Interstate 279 (I-279), locally referred to as Parkway North, is a north–south auxiliary Interstate Highway that lies entirely within Allegheny County, Pennsylvania. Its southern end is at I-376 at the Fort Pitt Bridge in Pittsburgh, and the north end is in Franklin Park at I-79. It primarily serves at the main access route between Pittsburgh and its northern suburbs.

Route description 

The southern terminus of I-279 is at I-376 in Downtown Pittsburgh. It runs concurrently with US Route 19 Truck (US 19 Truck) from its southern terminus to exit 4. (US 19 Truck continues on I-376 west.) I-279 crosses the Fort Duquesne Bridge over the Allegheny River, providing easy access to Heinz Field and PNC Park. I-579 intersects I-279 but is only accessible by southbound traffic; likewise, traffic from I-579 can only head northbound on I-279 by the I-279 Interchange. I-279 features two reversible high-occupancy vehicle lanes (HOV lanes). The HOV lanes end at exit 5, which is an interchange with US 19. The road becomes more suburban and rural as it continues to head north. It has two additional interchanges, Bellevue/West View and Camp Horne Road. After Camp Horne Road, there are no exits until its terminus  later. The Interstate terminates at its parent, I-79. Like the interchange with I-579, this is also a partial interchange. Traffic on I-279 is only permitted to exit northbound on I-79, while only traffic heading southbound on I-79 can exit on to I-279 south.

The section from exit 1B to exit 2B is also known as the North Shore Expressway.

History 

I-279 was first proposed in 1958 to run along what is now I-79 between the current I-376 in Carnegie and the current I-279 in Franklin Park.

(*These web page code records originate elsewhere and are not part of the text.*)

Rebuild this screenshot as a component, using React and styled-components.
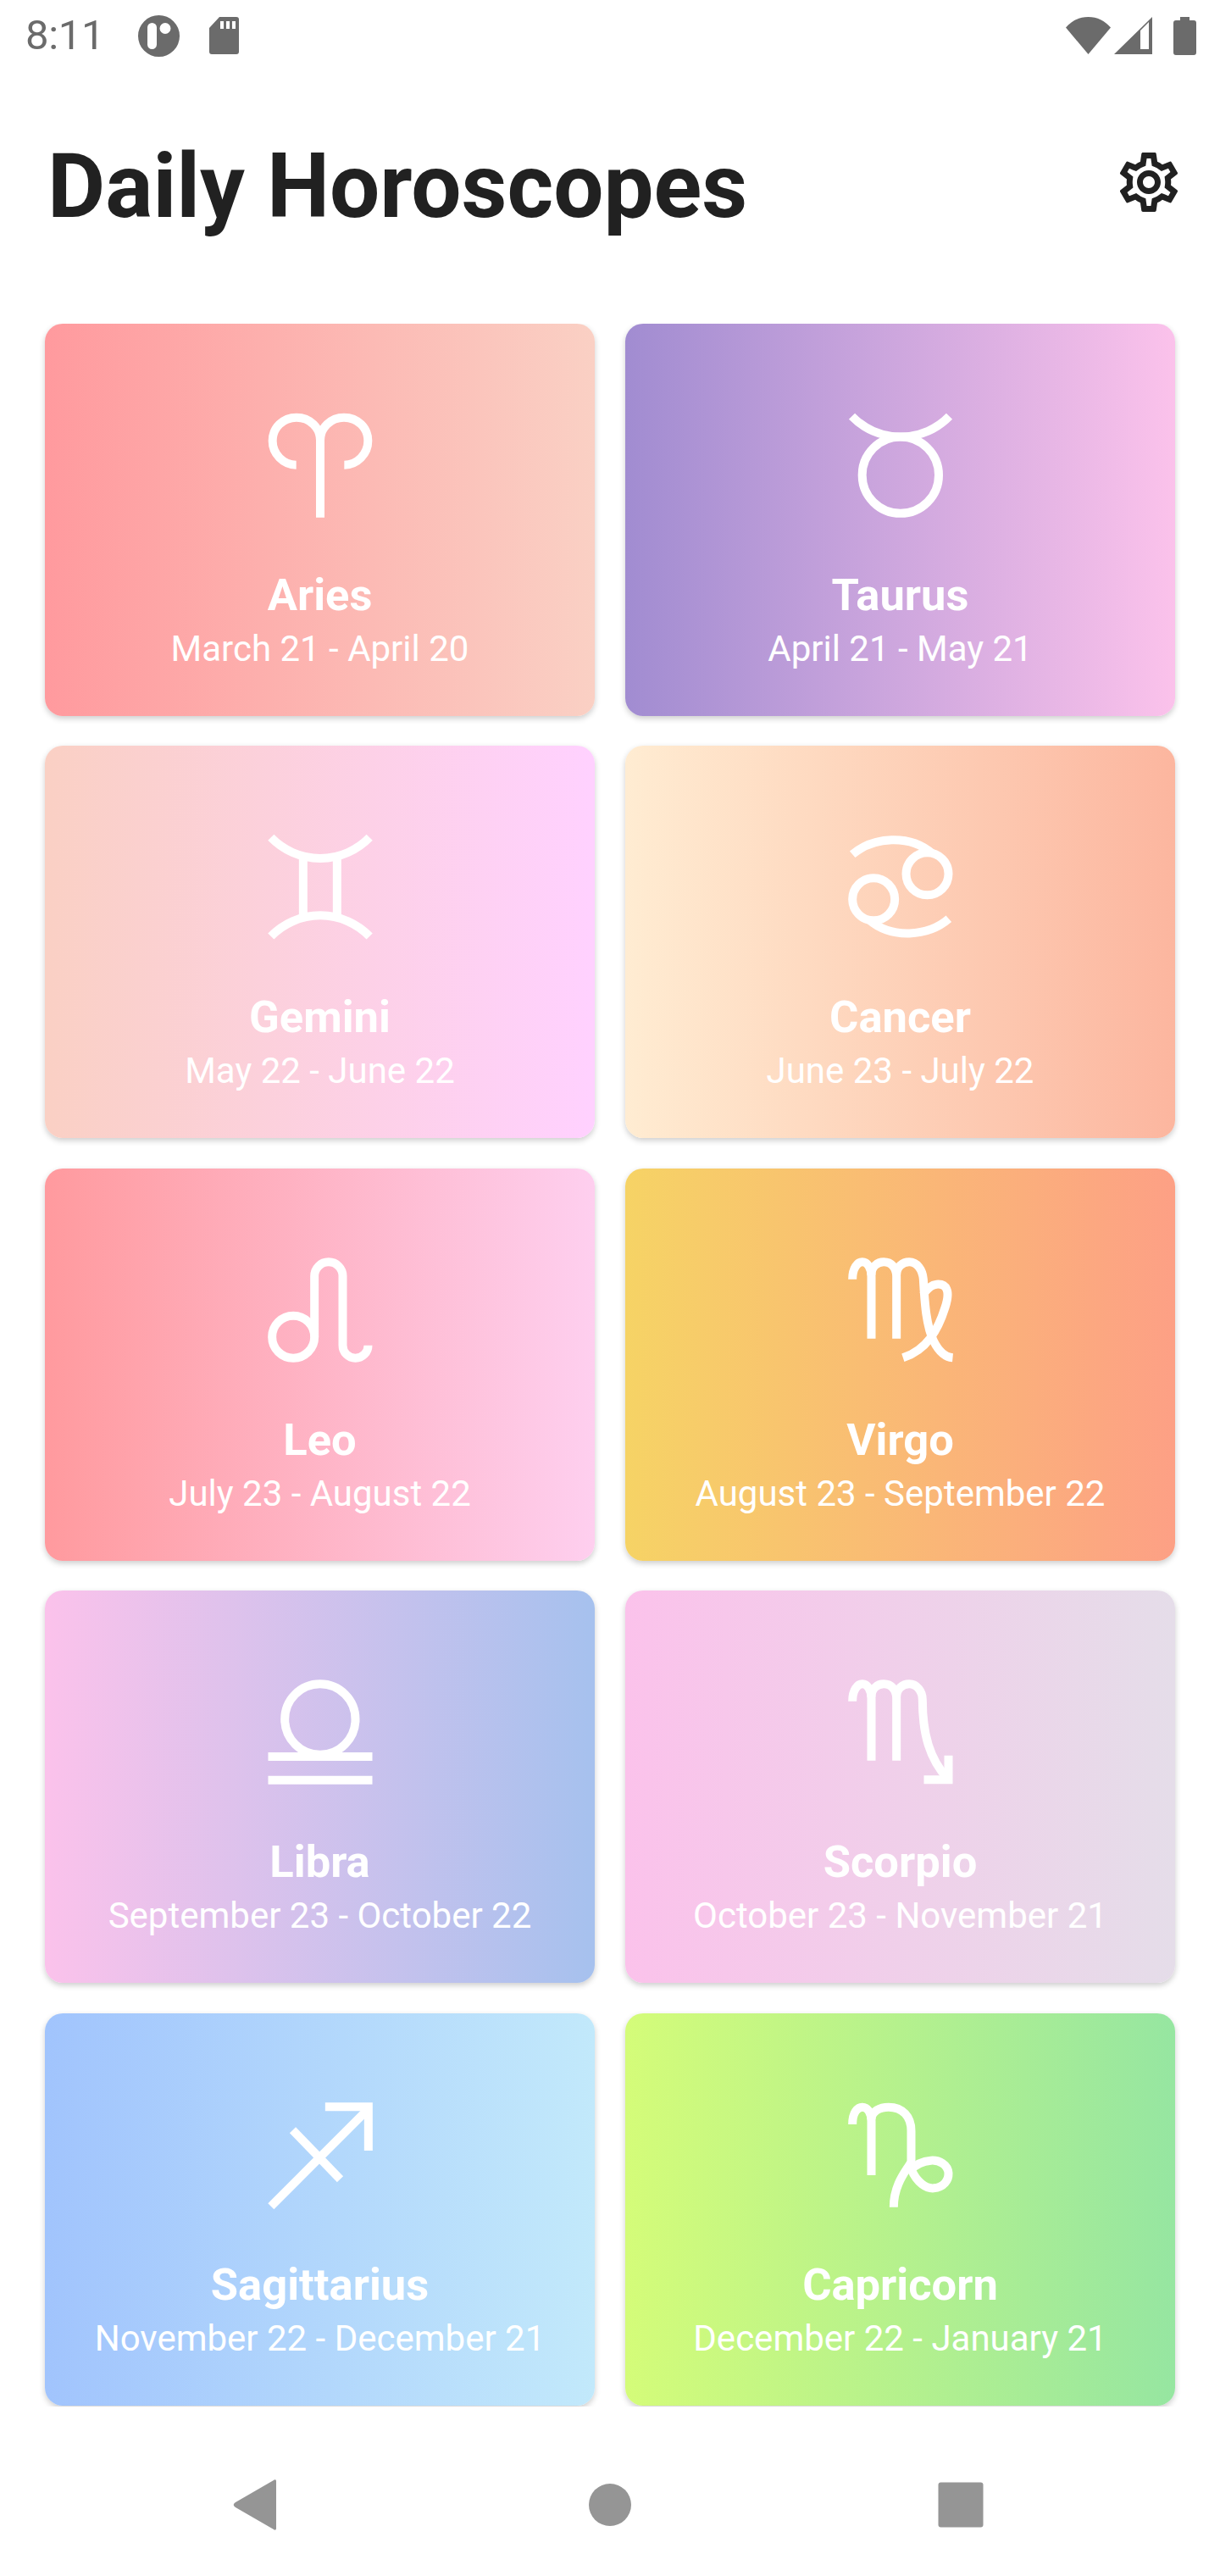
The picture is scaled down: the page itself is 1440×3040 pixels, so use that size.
import styled, { createGlobalStyle } from "styled-components";
import { MdOutlineSettings } from "react-icons/md";

const GlobalStyle = createGlobalStyle`
  html, body {
    margin: 0;
    padding: 0;
    background: #fff;
    font-family: Roboto, "Liberation Sans", sans-serif;
  }
`;

const Screen = styled.div`
  width: 1440px;
  height: 3040px;
  display: flex;
  flex-direction: column;
  background: #fff;
  overflow: hidden;
`;

const StatusBar = styled.div`
  height: 84px;
  flex: none;
  display: flex;
  align-items: center;
  justify-content: space-between;
  padding: 0 28px 0 30px;
  color: #6b6b6b;
`;

const StatusGroup = styled.div`
  display: flex;
  align-items: center;
  gap: ${(p) => p.$gap}px;
`;

const Time = styled.span`
  font-size: 49px;
  line-height: 56px;
  width: 87px;
  margin-right: 11px;
  letter-spacing: -0.3px;
`;

const StatusIcon = styled.svg`
  display: block;
  flex: none;
  fill: #6b6b6b;
  margin-left: ${(p) => p.$push || 0}px;
`;

const Header = styled.header`
  flex: none;
  display: flex;
  justify-content: space-between;
  align-items: flex-start;
  padding: 77px 42px 100.75px 56px;
`;

const Title = styled.h1`
  margin: 0;
  font-size: 105px;
  line-height: 120px;
  font-weight: 700;
  color: #212121;
`;

const Settings = styled(MdOutlineSettings)`
  display: block;
  margin-top: 12px;
  color: #212121;
`;

const List = styled.main`
  height: 2458px;
  flex: none;
  overflow: hidden;
  padding: 0 53px;
  box-sizing: border-box;
  display: grid;
  grid-template-columns: 649px 649px;
  grid-auto-rows: 463px;
  column-gap: 36px;
  row-gap: 35.5px;
  align-content: start;
`;

const Card = styled.article`
  border-radius: 21px;
  background: linear-gradient(to right, ${(p) => p.$from}, ${(p) => p.$to});
  box-shadow: 0 3px 7px rgba(0, 0, 0, 0.2);
  color: #fff;
  display: flex;
  flex-direction: column;
  align-items: center;
  padding-top: 97px;
  box-sizing: border-box;
`;

const Glyph = styled.svg`
  display: block;
  width: 140px;
  height: 140px;
  flex: none;
  margin-bottom: 52px;
  fill: none;
  stroke: #fff;
  stroke-width: 30;
`;

const SignName = styled.div`
  font-size: 52.5px;
  line-height: 62px;
  font-weight: 700;
`;

const SignDates = styled.div`
  font-size: 42px;
  line-height: 50px;
  font-weight: 400;
  margin-top: 8px;
`;

const NavBar = styled.nav`
  flex: 1;
  display: grid;
  grid-template-columns: repeat(3, 414px);
  justify-content: center;
  justify-items: center;
  align-items: center;
  padding-top: 32px;
`;

const NavIcon = styled.svg`
  display: block;
  width: 84px;
  height: 84px;
  fill: #959595;
`;

const signs = [
  {
    name: "Aries", dates: "March 21 - April 20", from: "#ff9a9e", to: "#fad0c4", cx: 412, cy: 238,
    art: (
      <>
        <path d="M327 237C280 237 243 197 243 152C243 105 280 69 328 69C375 69 412 105 412 150V423" />
        <path d="M497 237C544 237 581 197 581 152C581 105 544 69 496 69C449 69 412 105 412 150" />
      </>
    ),
  },
  {
    name: "Taurus", dates: "April 21 - May 21", from: "#a18cd1", to: "#fbc2eb", cx: 307.5, cy: 238,
    art: (
      <>
        <circle cx="307" cy="273" r="135.5" />
        <path d="M135 65A241 241 0 0 0 480 65" />
      </>
    ),
  },
  {
    name: "Gemini", dates: "May 22 - June 22", from: "#fad0c4", to: "#ffd1ff", cx: 292.5, cy: 264,
    art: (
      <>
        <path d="M118 88A243 243 0 0 0 467 88" />
        <path d="M118 438A243 243 0 0 1 467 438" />
        <path d="M232 160V365M352 160V365" />
      </>
    ),
  },
  {
    name: "Cancer", dates: "June 23 - July 22", from: "#ffecd2", to: "#fcb69f", cx: 307.5, cy: 264,
    art: (
      <>
        <circle cx="402" cy="217" r="75" />
        <circle cx="212" cy="307" r="75" />
        <path d="M137 148C210 85 340 75 420 145" />
        <path d="M478 376C405 439 275 449 195 379" />
      </>
    ),
  },
  {
    name: "Leo", dates: "July 23 - August 22", from: "#ff9a9e", to: "#fecfef", cx: 292.5, cy: 259,
    art: (
      <>
        <circle cx="197" cy="354" r="75" />
        <path d="M272 354V139A50 50 0 0 1 372 139V384A45 45 0 0 0 462 384" />
      </>
    ),
  },
  {
    name: "Virgo", dates: "August 23 - September 22", from: "#f6d365", to: "#fda085", cx: 307.5, cy: 259,
    art: (
      <>
        <path d="M137 150C137 110 155 89 172 89C190 89 204 110 204 140V360" />
        <path d="M204 135C204 105 225 89 248 89C275 89 293 110 293 140V360" />
        <path d="M293 135C293 105 315 89 338 89C365 89 385 115 388 150C392 210 395 310 425 370C440 400 460 425 492 428" />
        <path d="M316 428C400 400 440 330 465 250C485 190 470 165 435 168C415 170 400 185 388 205" />
      </>
    ),
  },
  {
    name: "Libra", dates: "September 23 - October 22", from: "#fbc2eb", to: "#a6c1ee", cx: 292.5, cy: 253,
    art: (
      <>
        <circle cx="292" cy="208" r="125" />
        <path d="M108 340H477M108 423H477" />
      </>
    ),
  },
  {
    name: "Scorpio", dates: "October 23 - November 21", from: "#fbc2eb", to: "#e5dde9", cx: 307.5, cy: 254,
    art: (
      <>
        <path d="M137 145C137 105 155 84 172 84C190 84 204 105 204 135V355" />
        <path d="M204 130C204 100 225 84 248 84C275 84 293 105 293 135V355" />
        <path d="M293 130C293 100 315 84 338 84C365 84 385 110 385 140C385 260 410 350 475 420" />
        <path d="M390 423H477V337" />
      </>
    ),
  },
  {
    name: "Sagittarius", dates: "November 22 - December 21", from: "#a1c4fd", to: "#c2e9fb", cx: 292.5, cy: 250,
    art: (
      <>
        <path d="M118 432L462 88" />
        <path d="M310 80H463V235" />
        <path d="M195 162L363 336" />
      </>
    ),
  },
  {
    name: "Capricorn", dates: "December 22 - January 21", from: "#d4fc79", to: "#96e6a1", cx: 307.5, cy: 250,
    art: (
      <>
        <path d="M137 142C137 100 155 81 172 81C190 81 204 100 204 130V322" />
        <path d="M204 125C204 95 235 81 265 81C315 81 345 115 345 165V270C345 290 283 340 283 435" />
        <path d="M345 300C365 350 400 370 425 368C460 365 478 340 477 315C475 285 445 268 415 270C385 272 360 285 342 305" />
      </>
    ),
  },
];

const SignCard = ({ sign }) => (
  <Card $from={sign.from} $to={sign.to}>
    <Glyph viewBox={`${sign.cx - 210} ${sign.cy - 210} 420 420`}>{sign.art}</Glyph>
    <SignName>{sign.name}</SignName>
    <SignDates>{sign.dates}</SignDates>
  </Card>
);

export default function App() {
  return (
    <>
      <GlobalStyle />
      <Screen>
        <StatusBar>
          <StatusGroup $gap={35}>
            <Time>8:11</Time>
            <StatusIcon width="49" height="49" viewBox="0 0 49 49">
              <path
                fillRule="evenodd"
                d="M24.5 0a24.5 24.5 0 1 0 0 49a24.5 24.5 0 1 0 0-49ZM16.5 9a5.5 5.5 0 0 1 5.5 5.5v20a5.5 5.5 0 0 1-11 0v-20a5.5 5.5 0 0 1 5.5-5.5ZM32 9a6.5 6.5 0 1 1 0 13a6.5 6.5 0 1 1 0-13Z"
              />
            </StatusIcon>
            <StatusIcon width="35" height="44" viewBox="0 0 35 44">
              <path
                fillRule="evenodd"
                d="M12 0H32a3 3 0 0 1 3 3V41a3 3 0 0 1-3 3H3a3 3 0 0 1-3-3V13ZM13 5V14H17V5ZM20 5V14H24V5ZM27 5V14H31V5Z"
              />
            </StatusIcon>
          </StatusGroup>
          <StatusGroup $gap={4}>
            <StatusIcon width="53" height="44" viewBox="0 0 53 44">
              <path d="M26.5 44L0 12.5C7 4.5 16 0 26.5 0S46 4.500 53 12.5Z" />
            </StatusIcon>
            <StatusIcon width="45" height="44" viewBox="0 0 45 44">
              <path
                fillRule="evenodd"
                d="M45 0V44H0ZM31 16V38H41V6Z"
              />
            </StatusIcon>
            <StatusIcon $push={21} width="27" height="45" viewBox="0 0 27 45">
              <path d="M8 0H19V4H24a3 3 0 0 1 3 3V42a3 3 0 0 1-3 3H3a3 3 0 0 1-3-3V7a3 3 0 0 1 3-3H8Z" />
            </StatusIcon>
          </StatusGroup>
        </StatusBar>

        <Header>
          <Title>Daily Horoscopes</Title>
          <Settings size={84} />
        </Header>

        <List>
          {signs.map((sign) => (
            <SignCard key={sign.name} sign={sign} />
          ))}
        </List>

        <NavBar>
          <NavIcon viewBox="0 0 84 84">
            <path d="M62 14V70C62 72 60 72 59 71L14 45C11 43 11 41 14 39L59 13C60 12 62 12 62 14Z" />
          </NavIcon>
          <NavIcon viewBox="0 0 84 84">
            <circle cx="42" cy="42" r="25" />
          </NavIcon>
          <NavIcon viewBox="0 0 84 84">
            <rect x="15.500" y="15.500" width="53" height="53" rx="3" />
          </NavIcon>
        </NavBar>
      </Screen>
    </>
  );
}
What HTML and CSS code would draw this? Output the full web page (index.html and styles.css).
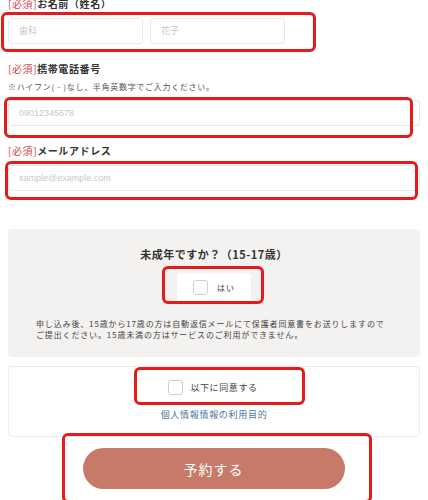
FILE: index.html
```html
<!DOCTYPE html>
<html lang="ja">
<head>
<meta charset="utf-8">
<link rel="stylesheet" href="styles.css">
</head>
<body>
<div class="page">
  <div class="field field-first">
    <div class="label"><span class="req">[必須]</span>お名前（姓名）</div>
    <div class="name-row">
      <div class="input name-input">歯科</div>
      <div class="input name-input">花子</div>
    </div>
  </div>
  <div class="field">
    <div class="label"><span class="req">[必須]</span>携帯電話番号</div>
    <div class="note">※ハイフン( - )なし、半角英数字でご入力ください。</div>
    <div class="input wide tel">09012345678</div>
  </div>
  <div class="field">
    <div class="label"><span class="req">[必須]</span>メールアドレス</div>
    <div class="input wide mail">sample@example.com</div>
  </div>

  <div class="minor-box">
    <div class="minor-title">未成年ですか？（15-17歳）</div>
    <div class="yes-card"><span class="checkbox"></span><span class="yes-text">はい</span></div>
    <p class="minor-note">申し込み後、15歳から17歳の方は自動返信メールにて保護者同意書をお送りしますのでご提出ください。15歳未満の方はサービスのご利用ができません。</p>
  </div>

  <div class="agree-box">
    <div class="agree-row"><span class="checkbox"></span><span class="agree-text">以下に同意する</span></div>
    <div class="agree-link">個人情報情報の利用目的</div>
  </div>

  <div class="btn-wrap"><div class="submit">予約する</div></div>

  <div class="mark m1"></div>
  <div class="mark m2"></div>
  <div class="mark m3"></div>
  <div class="mark m4"></div>
  <div class="mark m5"></div>
  <div class="mark m6"></div>
</div>
</body>
</html>
```

FILE: styles.css
```css
* { box-sizing: border-box; }
html, body { margin: 0; padding: 0; background: #fff; }
body {
  font-family: "Noto Sans CJK JP", "Noto Sans", sans-serif;
  color: #333;
  overflow: hidden;
  height: 500px;
}
.page {
  position: relative;
  padding: 0 8px;
  display: flex;
  flex-direction: column;
}
.field { display: flex; flex-direction: column; }
.field-first { margin-top: -2px; }
.field + .field { margin-top: 19px; }
.label {
  font-size: 10px;
  line-height: 12px;
  height: 12px;
  font-weight: 700;
  letter-spacing: 0.6px;
  color: #333;
}
.req { color: #d0474d; font-weight: 400; }
.name-row { display: flex; gap: 7px; margin-top: 8px; }
.input {
  height: 26px;
  border: 1px solid #e8e8e8;
  border-radius: 3px;
  background: #fff;
  padding-left: 10px;
  font-size: 9px;
  line-height: 24px;
  color: #c8c8c8;
}
.name-input { width: 135px; }
.wide { width: 100%; font-family: "Liberation Sans", Arial, sans-serif; }
.tel { margin-top: 7px; }
.mail { margin-top: 8px; }
.note {
  margin-top: 6px;
  font-size: 8px;
  line-height: 12px;
  letter-spacing: 0.7px;
  color: #555;
}
.minor-box {
  margin-top: 38px;
  background: #f4f2f0;
  border-radius: 4px;
  padding: 18px 28px 17px;
  display: flex;
  flex-direction: column;
  align-items: center;
}
.minor-title {
  font-size: 11px;
  line-height: 14px;
  font-weight: 700;
  letter-spacing: 0.5px;
  color: #333;
}
.yes-card {
  margin-top: 12px;
  width: 74px;
  height: 29px;
  background: #fff;
  border-radius: 3px;
  display: flex;
  align-items: center;
  padding-left: 16px;
  gap: 9px;
}
.checkbox {
  width: 15px;
  height: 15px;
  border: 1px solid #cfcfcf;
  border-radius: 3px;
  background: #fff;
  flex: none;
}
.yes-text { font-size: 8px; letter-spacing: 1px; color: #444; }
.minor-note {
  margin: 16px 0 0;
  align-self: stretch;
  font-size: 8px;
  line-height: 11px;
  letter-spacing: 0.85px;
  color: #444;
}
.agree-box {
  margin-top: 9px;
  border: 1px solid #ececec;
  border-radius: 4px;
  padding: 13px 0 15px;
  display: flex;
  flex-direction: column;
  align-items: center;
}
.agree-row {
  display: flex;
  align-items: center;
  gap: 7px;
  height: 15px;
  margin-left: -2px;
}
.agree-text { font-size: 9px; letter-spacing: 0.6px; color: #444; }
.agree-link {
  margin-top: 14px;
  font-size: 9px;
  line-height: 12px;
  letter-spacing: 0.7px;
  color: #4f74a0;
}
.btn-wrap { margin-top: 11px; display: flex; justify-content: center; }
.submit {
  width: 262px;
  height: 41px;
  margin-left: -1px;
  border-radius: 21px;
  background: #c87a68;
  color: #fff;
  font-size: 14px;
  letter-spacing: 1px;
  display: flex;
  align-items: center;
  justify-content: center;
}
.mark {
  position: absolute;
  border: 3px solid #e51b1b;
  border-radius: 6px;
}
.m1 { left: 1px; top: 12px; width: 315px; height: 40px; }
.m2 { left: 4px; top: 97px; width: 409px; height: 41px; }
.m3 { left: 5px; top: 161px; width: 413px; height: 39px; }
.m4 { left: 162px; top: 266px; width: 102px; height: 38px; }
.m5 { left: 134px; top: 367px; width: 171px; height: 38px; }
.m6 { left: 62px; top: 433px; width: 310px; height: 70px; }
```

On October 2, 1972, its route was swapped with I-79, putting I-279 onto its current route, although only the downtown portion and the Fort Duquesne Bridge were built at the time.

In 1973, the designation was extended from downtown over Parkway West (what is now I-376) to I-79. This section became part of I-376 in 2009, and the I-279 signs were taken down there.

I-279 from Fort Duquesne Bridge to its current northern terminus in Franklin Park was approved on June 4, 1975, but constructed from 1985 to 1989, opening in its entirety with a Governor Bob Casey Sr. ribbon-cutting on September 16, 1989. From 1997 to 2003, various ramps, the Fort Pitt Bridge, and nearby tunnels were reconstructed. A direct connection from I-279 south to I-376 east was opened in 2002.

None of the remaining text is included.